* _WHAT THE TASK REQUIRES_
Skip every picture, and output exactly the lines starting at the one with "Write the React, TypeScript" and running through the last line of the material below.

* _RAW DATA_
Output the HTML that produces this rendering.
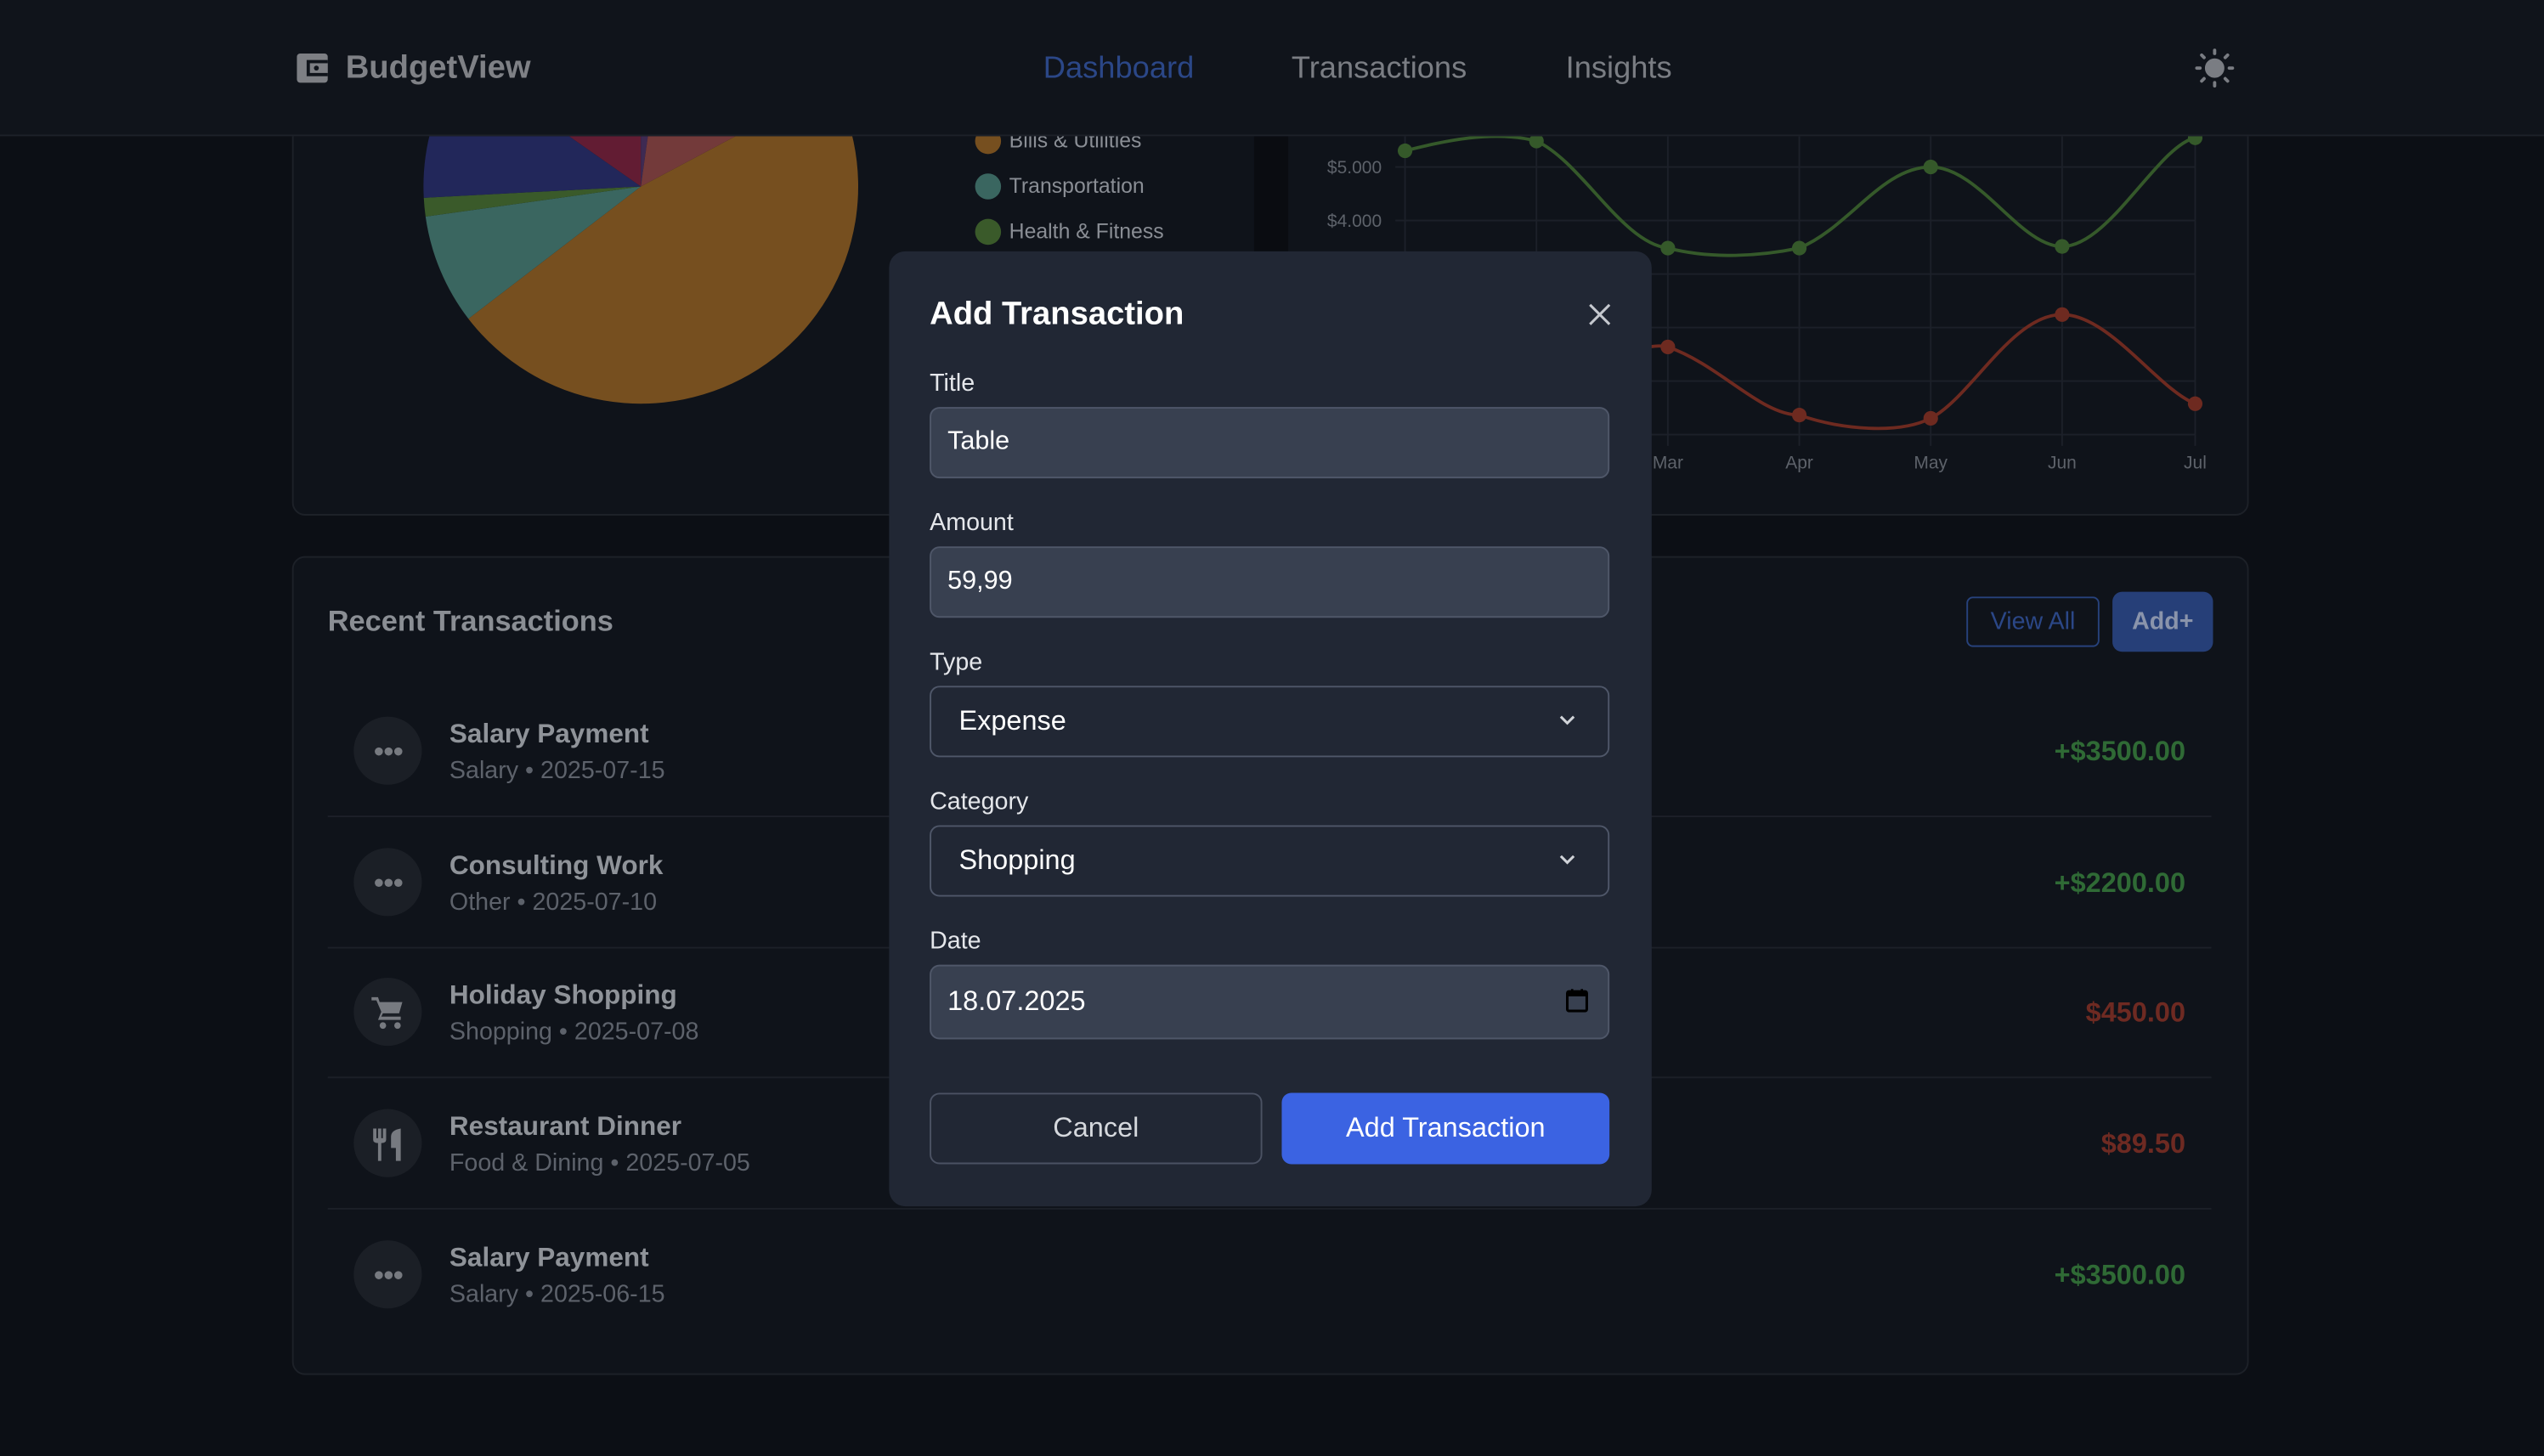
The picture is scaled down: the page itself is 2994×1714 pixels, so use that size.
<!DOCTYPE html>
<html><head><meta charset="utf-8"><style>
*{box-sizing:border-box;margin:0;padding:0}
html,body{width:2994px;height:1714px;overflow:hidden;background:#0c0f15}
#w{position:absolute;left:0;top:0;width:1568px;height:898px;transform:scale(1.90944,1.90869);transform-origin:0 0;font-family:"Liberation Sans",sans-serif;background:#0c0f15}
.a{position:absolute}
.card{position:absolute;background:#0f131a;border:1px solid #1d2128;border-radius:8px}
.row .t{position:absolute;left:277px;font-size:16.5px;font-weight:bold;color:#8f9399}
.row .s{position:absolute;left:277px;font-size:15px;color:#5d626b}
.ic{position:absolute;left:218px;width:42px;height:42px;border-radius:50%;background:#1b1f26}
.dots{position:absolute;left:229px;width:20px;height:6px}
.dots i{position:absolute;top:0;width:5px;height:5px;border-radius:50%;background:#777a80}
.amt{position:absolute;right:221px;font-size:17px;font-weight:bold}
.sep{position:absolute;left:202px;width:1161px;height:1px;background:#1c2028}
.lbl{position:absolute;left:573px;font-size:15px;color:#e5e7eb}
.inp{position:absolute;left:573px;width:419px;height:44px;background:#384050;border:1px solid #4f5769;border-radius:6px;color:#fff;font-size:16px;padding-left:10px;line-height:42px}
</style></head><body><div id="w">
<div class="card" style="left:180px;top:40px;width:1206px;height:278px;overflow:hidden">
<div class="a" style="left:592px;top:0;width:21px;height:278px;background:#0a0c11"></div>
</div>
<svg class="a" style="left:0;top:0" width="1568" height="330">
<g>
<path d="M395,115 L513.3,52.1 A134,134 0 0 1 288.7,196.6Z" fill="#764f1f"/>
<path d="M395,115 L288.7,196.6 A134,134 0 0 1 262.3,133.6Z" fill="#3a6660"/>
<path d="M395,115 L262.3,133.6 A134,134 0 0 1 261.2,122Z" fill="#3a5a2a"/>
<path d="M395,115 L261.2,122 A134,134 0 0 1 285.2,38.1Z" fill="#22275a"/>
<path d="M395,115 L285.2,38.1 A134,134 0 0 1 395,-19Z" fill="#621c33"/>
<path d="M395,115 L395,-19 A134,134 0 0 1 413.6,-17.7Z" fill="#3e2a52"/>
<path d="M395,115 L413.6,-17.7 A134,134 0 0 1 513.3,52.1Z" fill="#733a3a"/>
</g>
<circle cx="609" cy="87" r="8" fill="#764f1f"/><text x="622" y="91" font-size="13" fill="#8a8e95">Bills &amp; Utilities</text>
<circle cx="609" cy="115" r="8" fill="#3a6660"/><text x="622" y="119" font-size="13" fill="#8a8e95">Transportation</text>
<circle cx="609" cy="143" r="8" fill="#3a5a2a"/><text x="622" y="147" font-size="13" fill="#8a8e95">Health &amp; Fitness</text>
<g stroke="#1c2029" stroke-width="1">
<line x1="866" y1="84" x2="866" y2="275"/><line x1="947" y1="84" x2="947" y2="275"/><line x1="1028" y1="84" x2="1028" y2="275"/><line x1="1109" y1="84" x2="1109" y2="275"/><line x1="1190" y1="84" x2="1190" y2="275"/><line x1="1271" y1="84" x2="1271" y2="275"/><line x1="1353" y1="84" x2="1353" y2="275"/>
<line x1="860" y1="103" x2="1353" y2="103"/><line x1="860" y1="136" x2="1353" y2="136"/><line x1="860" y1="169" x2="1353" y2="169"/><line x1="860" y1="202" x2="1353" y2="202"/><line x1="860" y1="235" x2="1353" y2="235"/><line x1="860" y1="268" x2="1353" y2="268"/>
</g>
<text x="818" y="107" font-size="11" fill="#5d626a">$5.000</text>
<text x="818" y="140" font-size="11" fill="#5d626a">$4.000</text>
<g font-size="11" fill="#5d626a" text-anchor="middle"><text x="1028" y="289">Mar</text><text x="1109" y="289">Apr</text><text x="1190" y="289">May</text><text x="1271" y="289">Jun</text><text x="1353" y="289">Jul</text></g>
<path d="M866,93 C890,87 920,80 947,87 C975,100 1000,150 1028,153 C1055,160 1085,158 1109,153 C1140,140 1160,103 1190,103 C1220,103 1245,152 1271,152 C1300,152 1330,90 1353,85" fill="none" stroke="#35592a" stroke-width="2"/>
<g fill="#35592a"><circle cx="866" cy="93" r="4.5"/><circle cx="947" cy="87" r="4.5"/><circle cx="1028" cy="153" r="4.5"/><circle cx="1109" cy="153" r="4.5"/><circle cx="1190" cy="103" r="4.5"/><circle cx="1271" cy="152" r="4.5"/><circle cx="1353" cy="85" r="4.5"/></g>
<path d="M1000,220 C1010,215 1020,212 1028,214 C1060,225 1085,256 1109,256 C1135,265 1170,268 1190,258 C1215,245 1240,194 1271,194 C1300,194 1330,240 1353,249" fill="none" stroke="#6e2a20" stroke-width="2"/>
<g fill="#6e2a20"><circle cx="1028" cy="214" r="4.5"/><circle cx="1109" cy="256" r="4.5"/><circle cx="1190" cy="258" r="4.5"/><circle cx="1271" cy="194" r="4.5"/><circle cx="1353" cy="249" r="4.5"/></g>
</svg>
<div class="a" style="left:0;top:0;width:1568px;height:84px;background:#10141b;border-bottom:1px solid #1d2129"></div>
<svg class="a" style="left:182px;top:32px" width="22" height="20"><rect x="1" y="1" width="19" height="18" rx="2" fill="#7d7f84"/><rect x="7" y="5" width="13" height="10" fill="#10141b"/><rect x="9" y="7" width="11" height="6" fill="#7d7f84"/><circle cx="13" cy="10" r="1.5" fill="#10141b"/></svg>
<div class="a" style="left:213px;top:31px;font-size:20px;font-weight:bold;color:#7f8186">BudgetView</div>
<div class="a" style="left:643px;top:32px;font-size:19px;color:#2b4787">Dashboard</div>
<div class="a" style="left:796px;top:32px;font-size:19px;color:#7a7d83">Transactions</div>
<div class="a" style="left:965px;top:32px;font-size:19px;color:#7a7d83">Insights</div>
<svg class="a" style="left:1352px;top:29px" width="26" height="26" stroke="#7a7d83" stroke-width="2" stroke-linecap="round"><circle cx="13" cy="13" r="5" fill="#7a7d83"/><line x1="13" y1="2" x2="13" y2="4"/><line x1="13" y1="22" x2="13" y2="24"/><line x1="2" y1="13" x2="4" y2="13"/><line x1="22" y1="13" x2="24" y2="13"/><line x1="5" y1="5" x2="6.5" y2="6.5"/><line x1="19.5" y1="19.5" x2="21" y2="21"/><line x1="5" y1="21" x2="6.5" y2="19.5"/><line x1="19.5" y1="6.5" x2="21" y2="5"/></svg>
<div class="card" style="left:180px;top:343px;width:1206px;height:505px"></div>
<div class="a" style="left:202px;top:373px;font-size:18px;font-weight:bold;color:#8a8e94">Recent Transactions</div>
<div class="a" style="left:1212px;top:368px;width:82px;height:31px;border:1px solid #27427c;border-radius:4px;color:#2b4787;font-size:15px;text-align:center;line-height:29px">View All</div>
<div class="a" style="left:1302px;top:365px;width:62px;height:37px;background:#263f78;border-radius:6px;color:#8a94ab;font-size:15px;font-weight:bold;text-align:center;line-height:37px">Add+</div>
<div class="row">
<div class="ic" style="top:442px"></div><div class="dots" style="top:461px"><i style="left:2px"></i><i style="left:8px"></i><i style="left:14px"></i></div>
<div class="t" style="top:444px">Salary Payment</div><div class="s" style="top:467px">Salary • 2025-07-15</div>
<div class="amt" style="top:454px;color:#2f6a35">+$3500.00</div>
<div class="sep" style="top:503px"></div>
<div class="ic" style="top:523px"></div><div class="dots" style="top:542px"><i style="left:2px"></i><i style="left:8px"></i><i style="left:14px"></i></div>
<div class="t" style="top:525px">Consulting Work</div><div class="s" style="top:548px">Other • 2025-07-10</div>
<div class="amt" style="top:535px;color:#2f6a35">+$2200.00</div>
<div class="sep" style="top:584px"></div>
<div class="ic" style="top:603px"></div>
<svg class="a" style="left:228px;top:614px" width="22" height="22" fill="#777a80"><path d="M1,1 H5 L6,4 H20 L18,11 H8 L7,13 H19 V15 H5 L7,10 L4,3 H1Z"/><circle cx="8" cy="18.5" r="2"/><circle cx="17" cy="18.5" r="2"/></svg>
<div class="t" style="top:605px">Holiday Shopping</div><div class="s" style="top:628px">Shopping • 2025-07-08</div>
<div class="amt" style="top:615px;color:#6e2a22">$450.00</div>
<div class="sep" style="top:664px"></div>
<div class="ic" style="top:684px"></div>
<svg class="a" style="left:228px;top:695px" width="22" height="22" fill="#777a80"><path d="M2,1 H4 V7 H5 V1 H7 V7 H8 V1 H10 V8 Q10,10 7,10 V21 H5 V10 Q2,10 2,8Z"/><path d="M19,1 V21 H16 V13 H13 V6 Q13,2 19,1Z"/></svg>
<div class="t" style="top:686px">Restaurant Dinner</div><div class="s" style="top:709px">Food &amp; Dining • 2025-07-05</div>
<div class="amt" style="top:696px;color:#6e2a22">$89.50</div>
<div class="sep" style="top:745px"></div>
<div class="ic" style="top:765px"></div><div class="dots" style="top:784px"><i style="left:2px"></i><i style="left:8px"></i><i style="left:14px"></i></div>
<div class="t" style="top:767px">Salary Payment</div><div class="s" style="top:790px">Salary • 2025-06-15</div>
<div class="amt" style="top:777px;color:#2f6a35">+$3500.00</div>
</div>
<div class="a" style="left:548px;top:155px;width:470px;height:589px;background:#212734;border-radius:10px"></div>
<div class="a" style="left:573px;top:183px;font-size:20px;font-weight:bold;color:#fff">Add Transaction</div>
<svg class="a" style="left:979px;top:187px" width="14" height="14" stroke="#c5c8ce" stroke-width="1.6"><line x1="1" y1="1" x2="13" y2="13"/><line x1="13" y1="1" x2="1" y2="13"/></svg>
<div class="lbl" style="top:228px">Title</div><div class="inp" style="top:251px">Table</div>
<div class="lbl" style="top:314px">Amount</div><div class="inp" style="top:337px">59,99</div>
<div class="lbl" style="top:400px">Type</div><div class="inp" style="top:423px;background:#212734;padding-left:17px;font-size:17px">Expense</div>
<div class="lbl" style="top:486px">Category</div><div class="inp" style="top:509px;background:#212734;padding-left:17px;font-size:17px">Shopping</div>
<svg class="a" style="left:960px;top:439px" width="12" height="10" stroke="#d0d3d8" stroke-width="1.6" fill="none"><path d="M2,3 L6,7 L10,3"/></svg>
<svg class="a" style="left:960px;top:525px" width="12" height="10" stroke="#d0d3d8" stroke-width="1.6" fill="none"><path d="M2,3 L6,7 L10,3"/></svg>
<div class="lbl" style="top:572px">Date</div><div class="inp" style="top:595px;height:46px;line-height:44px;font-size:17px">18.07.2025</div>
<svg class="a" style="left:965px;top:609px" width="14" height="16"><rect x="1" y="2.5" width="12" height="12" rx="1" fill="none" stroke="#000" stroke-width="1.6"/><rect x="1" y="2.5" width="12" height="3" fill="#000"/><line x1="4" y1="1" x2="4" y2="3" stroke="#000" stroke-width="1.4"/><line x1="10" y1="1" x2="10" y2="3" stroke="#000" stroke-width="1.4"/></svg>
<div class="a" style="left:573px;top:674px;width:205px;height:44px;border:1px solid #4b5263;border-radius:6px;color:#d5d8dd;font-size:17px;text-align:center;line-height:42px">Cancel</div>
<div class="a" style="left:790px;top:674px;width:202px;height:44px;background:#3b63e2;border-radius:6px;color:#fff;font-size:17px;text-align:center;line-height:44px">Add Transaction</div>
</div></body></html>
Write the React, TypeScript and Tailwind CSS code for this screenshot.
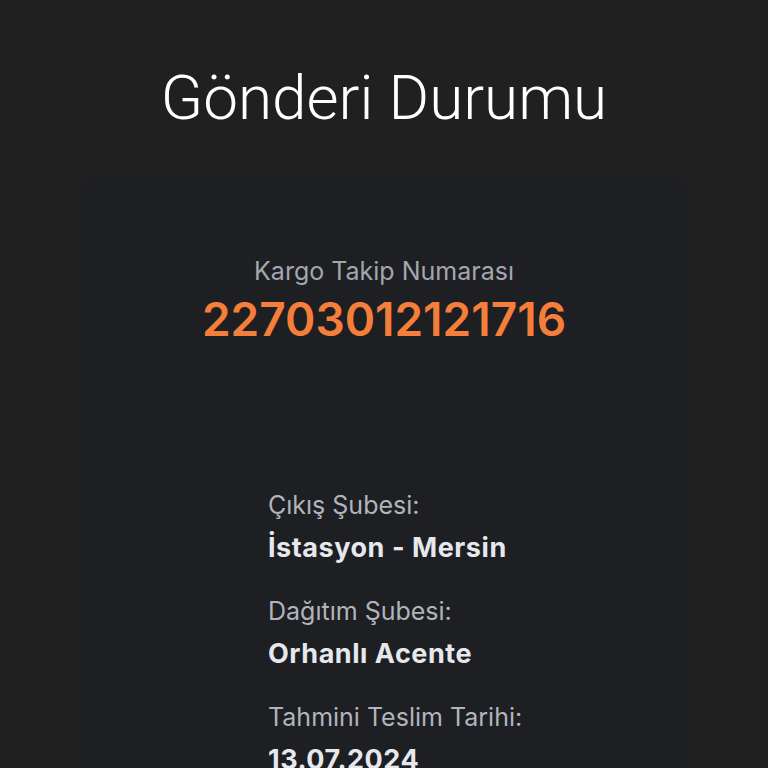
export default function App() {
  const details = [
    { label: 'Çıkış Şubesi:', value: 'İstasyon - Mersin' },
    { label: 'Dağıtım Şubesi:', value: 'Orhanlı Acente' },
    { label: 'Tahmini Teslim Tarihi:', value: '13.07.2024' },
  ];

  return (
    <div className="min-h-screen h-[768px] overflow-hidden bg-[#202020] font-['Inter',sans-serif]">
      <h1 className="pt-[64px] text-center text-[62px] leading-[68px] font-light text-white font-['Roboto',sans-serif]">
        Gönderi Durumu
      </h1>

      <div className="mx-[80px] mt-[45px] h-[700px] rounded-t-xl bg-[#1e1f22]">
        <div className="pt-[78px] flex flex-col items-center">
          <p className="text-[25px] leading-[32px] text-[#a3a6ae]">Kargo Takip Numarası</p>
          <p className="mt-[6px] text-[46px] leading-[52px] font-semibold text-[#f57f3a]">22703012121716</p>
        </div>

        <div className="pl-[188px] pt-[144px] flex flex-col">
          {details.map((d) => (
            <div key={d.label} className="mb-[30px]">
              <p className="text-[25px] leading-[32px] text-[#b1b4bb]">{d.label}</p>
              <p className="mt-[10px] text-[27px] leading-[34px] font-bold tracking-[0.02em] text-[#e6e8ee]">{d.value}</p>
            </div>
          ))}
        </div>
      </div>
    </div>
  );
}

* _SOLUTION TO THE EXERCISE_
Write the React, TypeScript and Tailwind CSS code for this screenshot.
export default function App() {
  const details = [
    { label: 'Çıkış Şubesi:', value: 'İstasyon - Mersin' },
    { label: 'Dağıtım Şubesi:', value: 'Orhanlı Acente' },
    { label: 'Tahmini Teslim Tarihi:', value: '13.07.2024' },
  ];

  return (
    <div className="min-h-screen h-[768px] overflow-hidden bg-[#202020] font-['Inter',sans-serif]">
      <h1 className="pt-[64px] text-center text-[62px] leading-[68px] font-light text-white font-['Roboto',sans-serif]">
        Gönderi Durumu
      </h1>

      <div className="mx-[80px] mt-[45px] h-[700px] rounded-t-xl bg-[#1e1f22]">
        <div className="pt-[78px] flex flex-col items-center">
          <p className="text-[25px] leading-[32px] text-[#a3a6ae]">Kargo Takip Numarası</p>
          <p className="mt-[6px] text-[46px] leading-[52px] font-semibold text-[#f57f3a]">22703012121716</p>
        </div>

        <div className="pl-[188px] pt-[144px] flex flex-col">
          {details.map((d) => (
            <div key={d.label} className="mb-[30px]">
              <p className="text-[25px] leading-[32px] text-[#b1b4bb]">{d.label}</p>
              <p className="mt-[10px] text-[27px] leading-[34px] font-bold tracking-[0.02em] text-[#e6e8ee]">{d.value}</p>
            </div>
          ))}
        </div>
      </div>
    </div>
  );
}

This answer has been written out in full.